10 Things I Won’t Miss About Korea (in no particular order of importance)

  1. The ajjumma-ajjeoshi cult – Isn’t it nuts? Really! I can’t get over it that someone saggy and poorly dressed can hold a higher position in society solely based on the fact that they’ve had more time in it. It genuinely drives me mad that I play second fiddle to someone who has no genuine advantage to me, in terms of the two of us standing side by side, other than they are a middle aged and Korean. Sure some deserve it, but why can’t I be given the same level of amazeballs for just standing on the corner and being a thirty year old?
  2. Food – Man I long for some variety, and I’m not talking about variety in Korean food, because you can’t beat the variety of Korean food in Korea I’ll tell you that for nothing. I’m talking about the variety of any food that isn’t Korean. I’ve seen enough Pizza and Pasta places to last me a lifetime. And as for Japanese noodles spots, which aren’t bad at all, I can’t handle it, I really can’t. And while I’m at it, I just long for some bread without sweet cream cheese and/or hotdogs (note: I love these things…but sometimes I care not for them). In fact, I wish it was mandatory for every person who opened a foreignesque restaurant to visit the country where it comes from so they can taste the food they’re attempting to replicate and then they will realise that other countries in fact do like to use an ingredient known as salt, and not sugar, to bolster the deliciousness out of the food.
  3. The Weather – Winter and summer can suck my balls frankly. Last winter I went to Thailand because, lets be honest, I like going outside. And to be honest, I don’t like taking the nine showers a day required of summer in Korea.
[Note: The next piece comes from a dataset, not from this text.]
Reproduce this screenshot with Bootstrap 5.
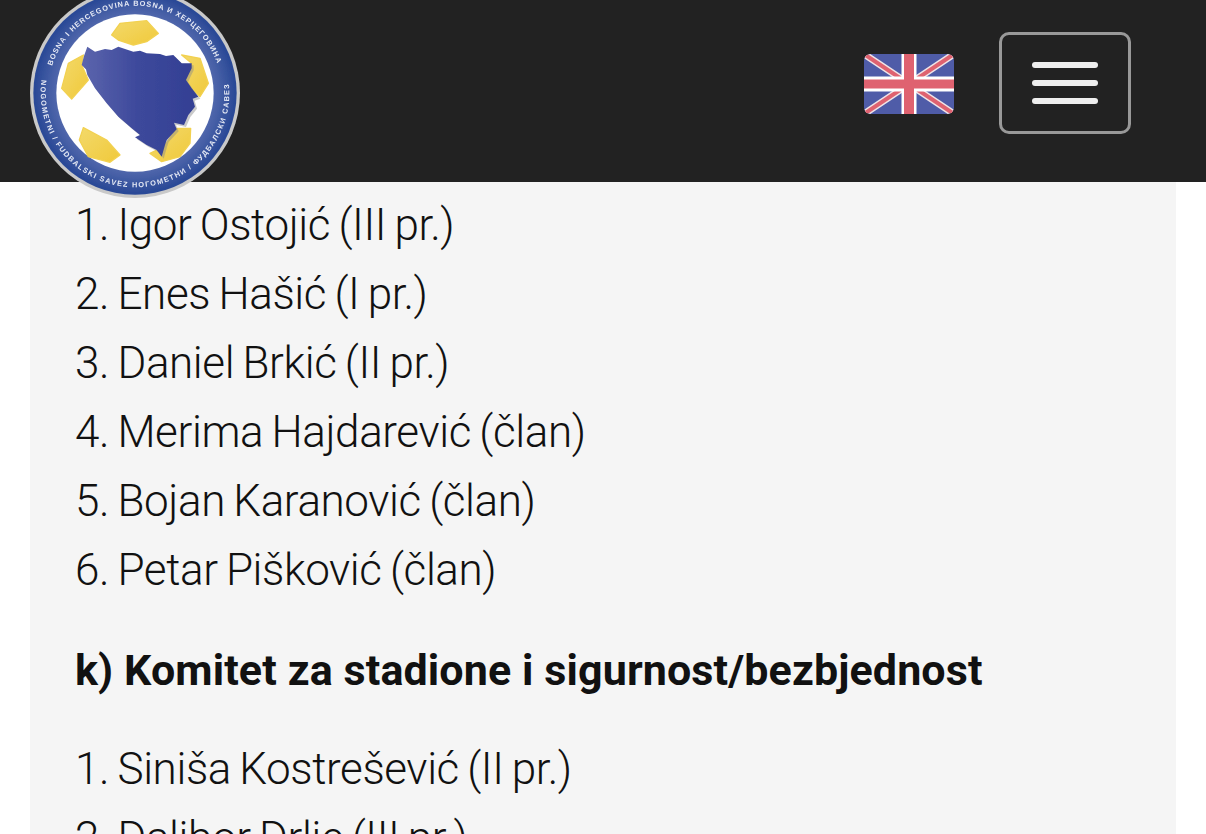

Did I mention yellow dust and or course micro dust? Yeah, not weather, I know, but come on let’s be honest….
  4. Deliveries – If I don’t get killed by one of those lunatics in their vans or on their bikes, I’m going to kill them for me almost killing them as the somersault through another red light. I could say more but after my food rant I’m going to control myself. Deep breaths. Think of happy places. Mmmm, no delivery lunatic bikes in Ireland…that’s nice….
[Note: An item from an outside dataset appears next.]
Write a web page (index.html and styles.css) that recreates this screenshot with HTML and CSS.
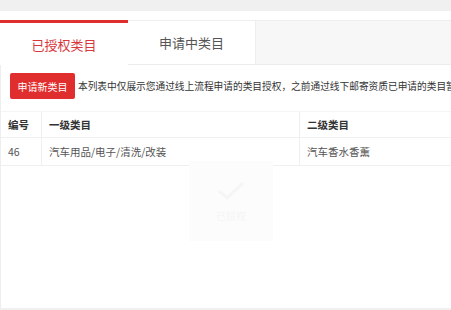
FILE: index.html
```html
<!DOCTYPE html>
<html lang="zh-CN">
<head>
  <meta charset="UTF-8">
  <meta name="viewport" content="width=device-width, initial-scale=1.0">
  <title>类目管理</title>
  <link rel="stylesheet" href="styles.css">
</head>
<body>
  <!-- Top strip -->
  <div class="topbar"></div>

  <div class="page">
    <!-- Tabs -->
    <div class="tabs">
      <div class="tab active">已授权类目</div>
      <div class="tab">申请中类目</div>
    </div>

    <!-- Panel -->
    <div class="panel">
      <div class="toolbar">
        <button class="btn-apply">申请新类目</button>
        <span class="note">本列表中仅展示您通过线上流程申请的类目授权，之前通过线下邮寄资质已申请的类目暂不在此展示</span>
      </div>

      <table class="cat-table">
        <thead>
          <tr>
            <th class="col-id">编号</th>
            <th class="col-first">一级类目</th>
            <th>二级类目</th>
          </tr>
        </thead>
        <tbody>
          <tr>
            <td>46</td>
            <td>汽车用品/电子/清洗/改装</td>
            <td>汽车香水香薰</td>
          </tr>
        </tbody>
      </table>

      <!-- faint watermark -->
      <div class="watermark">
        <svg width="30" height="22" viewBox="0 0 30 22"><path d="M3 11 L11 18 L27 3" fill="none" stroke="#f5f5f5" stroke-width="3"/></svg>
        <span>已授权</span>
      </div>
    </div>
  </div>
</body>
</html>
```

FILE: styles.css
```css
body {
  margin: 0;
  padding: 0;
  background-color: #f0f0f0;
  font-family: "Noto Sans CJK SC", "Liberation Sans", sans-serif;
  color: #333;
  overflow: hidden;
}

.topbar {
  height: 11px;
  background-color: #f0f0f0;
}

.page {
  background-color: #fff;
  padding-top: 9px;
  height: 288px;
}

/* Tabs */
.tabs {
  display: flex;
  height: 43px;
  background-color: #f7f7f7;
  border-top: 1px solid #eee;
  border-bottom: 1px solid #ececec;
}

.tab {
  width: 128px;
  background-color: #fff;
  border-right: 1px solid #eee;
  font-size: 13px;
  color: #555;
  display: flex;
  align-items: center;
  justify-content: center;
  box-sizing: border-box;
}

.tab.active {
  color: #d9363e;
  border-top: 3px solid #e02e2e;
  margin-top: -1px;
  height: 45px;
  border-right: none;
}

/* Panel */
.panel {
  position: relative;
  border-left: 1px solid #eee;
  height: 244px;
  overflow: hidden;
}

.toolbar {
  display: flex;
  align-items: center;
  gap: 3px;
  padding: 8px 0 0 9px;
  white-space: nowrap;
}

.btn-apply {
  background-color: #e02e2e;
  color: #fff;
  border: none;
  border-radius: 2px;
  height: 26px;
  width: 65px;
  padding: 0;
  font-family: inherit;
  font-size: 10px;
  flex-shrink: 0;
}

.note {
  font-size: 9.7px;
  color: #333;
}

/* Table */
.cat-table {
  width: 100%;
  margin-top: 12px;
  border-collapse: collapse;
  font-size: 10.5px;
}

.cat-table th,
.cat-table td {
  text-align: left;
  padding: 0 7px;
  border-left: 1px solid #f0f0f0;
  border-bottom: 1px solid #f0f0f0;
}

.cat-table th:first-child,
.cat-table td:first-child {
  border-left: none;
}

.cat-table th {
  height: 25px;
  font-weight: bold;
  color: #333;
  border-top: 1px solid #f5f5f5;
}

.cat-table td {
  height: 27px;
  color: #555;
}

.cat-table .col-id {
  width: 26px;
}

.cat-table .col-first {
  width: 243px;
}

.watermark {
  position: absolute;
  left: 188px;
  top: 96px;
  width: 84px;
  height: 80px;
  background-color: #fcfcfc;
  display: flex;
  flex-direction: column;
  align-items: center;
  justify-content: center;
  gap: 6px;
  font-size: 10px;
  color: #f5f5f5;
}
```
  5. Communications – I’m going to go out on a limb here and suggest that fast internet speeds and high rates of connectivity aren’t the be all and end all. This is especially the case when the price is censorship and ActiveX/mass rates of identity theft with little to no repercussions for those responsible for protecting said identities. And while I’m here, driving will grow you a thicker layer of skin than is really necessary. You might think it’s alright, that is until you encounter Sunday drivers, a phenomenon quite the opposite from its western counterpart.
  6. English– It irks me that so much of Korea is so English friendly. I’m on the other side of the planet but life here is so cushy that it’s just wrong, to me at least. This is a moral thing, personally speaking. In Ireland we speak English purely because English was the way to communicate and get jobs, essentially if you emigrated, and I personally don’t see why Korea should be so obsessed with this language which has such a foreign baring on everyone’s lives. You may disagree with me, and I’m sure many do, but this is how I feel. I think Korea should be less concerned about having the entire country fluent, and more concerned about giving an even spread to it’s education. Or something to that effect.
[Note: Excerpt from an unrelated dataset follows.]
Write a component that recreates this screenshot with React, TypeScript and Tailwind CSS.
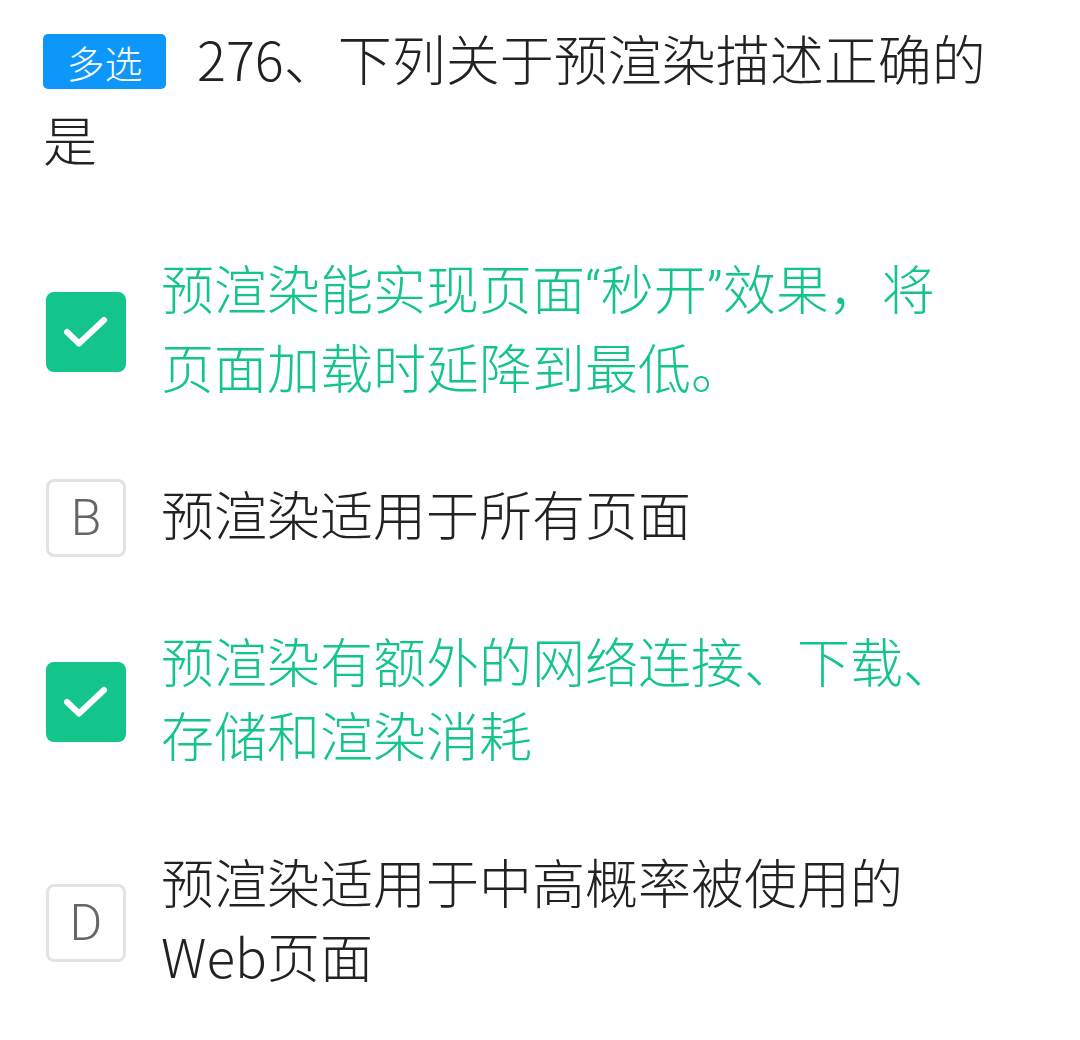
import React from "react";

const font = { fontFamily: '"Noto Sans CJK SC", "Noto Sans", sans-serif' };
const latin = { fontFamily: 'Roboto, "Noto Sans", sans-serif' };

function Check() {
  return (
    <div className="w-[80px] h-[80px] shrink-0 rounded-[8px] bg-[#13c48b] flex items-center justify-center">
      <svg width="80" height="80" viewBox="0 0 80 80" fill="none">
        <path d="M21 40 L33 51.5 L58 28" stroke="white" strokeWidth="6" strokeLinecap="round" strokeLinejoin="round" />
      </svg>
    </div>
  );
}

function Letter({ l }: { l: string }) {
  return (
    <div
      className="w-[80px] h-[78px] shrink-0 rounded-[8px] border-[3px] border-[#e3e3e3] bg-white flex items-center justify-center text-[50px] font-light text-[#666]"
      style={latin}
    >
      {l}
    </div>
  );
}

function Option({ checked, letter, children }: { checked: boolean; letter: string; children: React.ReactNode }) {
  return (
    <div className="flex items-center">
      <div className="w-[116px] pl-[3px] shrink-0">{checked ? <Check /> : <Letter l={letter} />}</div>
      <div
        className={
          "w-[820px] pl-[2px] pb-[10px] text-[53px] leading-[74px] font-light " + (checked ? "text-[#13c48b]" : "text-[#222]")
        }
      >
        {children}
      </div>
    </div>
  );
}

export default function App() {
  return (
    <div className="w-[1080px] h-[1040px] bg-white overflow-hidden" style={font}>
      <div className="pl-[43px] pr-[60px] pt-[17px]">
        <div className="text-[54px] leading-[81px] text-[#222] font-light">
          <span className="inline-flex items-center justify-center align-top mt-[17px] w-[123px] h-[55px] rounded-[5px] bg-[#0d97fb] text-white text-[38px] leading-none mr-[31px]">
            多选
          </span>
          276、下列关于预渲染描述正确的是
        </div>
        <div className="mt-[71px] flex flex-col gap-[63px]">
          <Option checked letter="A">
            预渲染能实现页面<span style={latin}>“</span>秒开<span style={latin}>”</span>效果，将页面加载时延降到最低。
          </Option>
          <Option checked={false} letter="B">
            预渲染适用于所有页面
          </Option>
          <Option checked letter="C">
            预渲染有额外的网络连接、下载、存储和渲染消耗
          </Option>
          <Option checked={false} letter="D">
            预渲染适用于中高概率被使用的Web页面
          </Option>
        </div>
      </div>
    </div>
  );
}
  7. Health & Safety – Ok, fuck this, I’ve had enough. Firstly let’s stop by cutting steel on the fucking street, and when you’re down there do me a favour and share the fucking footpath with the people who are using it i.e. those walking from A to B. See those fancy changing coloured lights up in the sky? There’s a reason for them and it’s not because they go well with all the neon. Yes, I am childish in that I need to be protected from your inanity, but please I do in fairness have a right not to take my life in my hand as I walk down the street to buy a carton of poxy milk.
  8. Silence – ‘I heard them say ‘waygook’ …then did they say ‘Conor’…they’re talking about. What? Come here and say that to my face! Arrrrrrrgh!’ and other stories.
  9. Suwon – There is an expression in Korean that basically says you shouldn’t spit into the wind. And in this case I shall not spit into the wind. What I will say is that Suwon, while not without it’s charms it does lack a certain amount of finesse, says the fella who wants to walk around his apartment naked until his dying days.
  10. My job – My job is no better or worse as it is, but I’m in my early 30s and I’ve a family to look after. In ten years, I could be in the same state, and this is not something I am willing to accept. There are ways which I could change this, but to be honest the right move is to stick to myself and Herself’s long term plan and get moving. I hold no regrets and would recommend it to anyone, but for me right now I have reached the point where I new stage must be entered upon.

So that’s it.

Anything you’d miss and wouldn’t miss about Korea?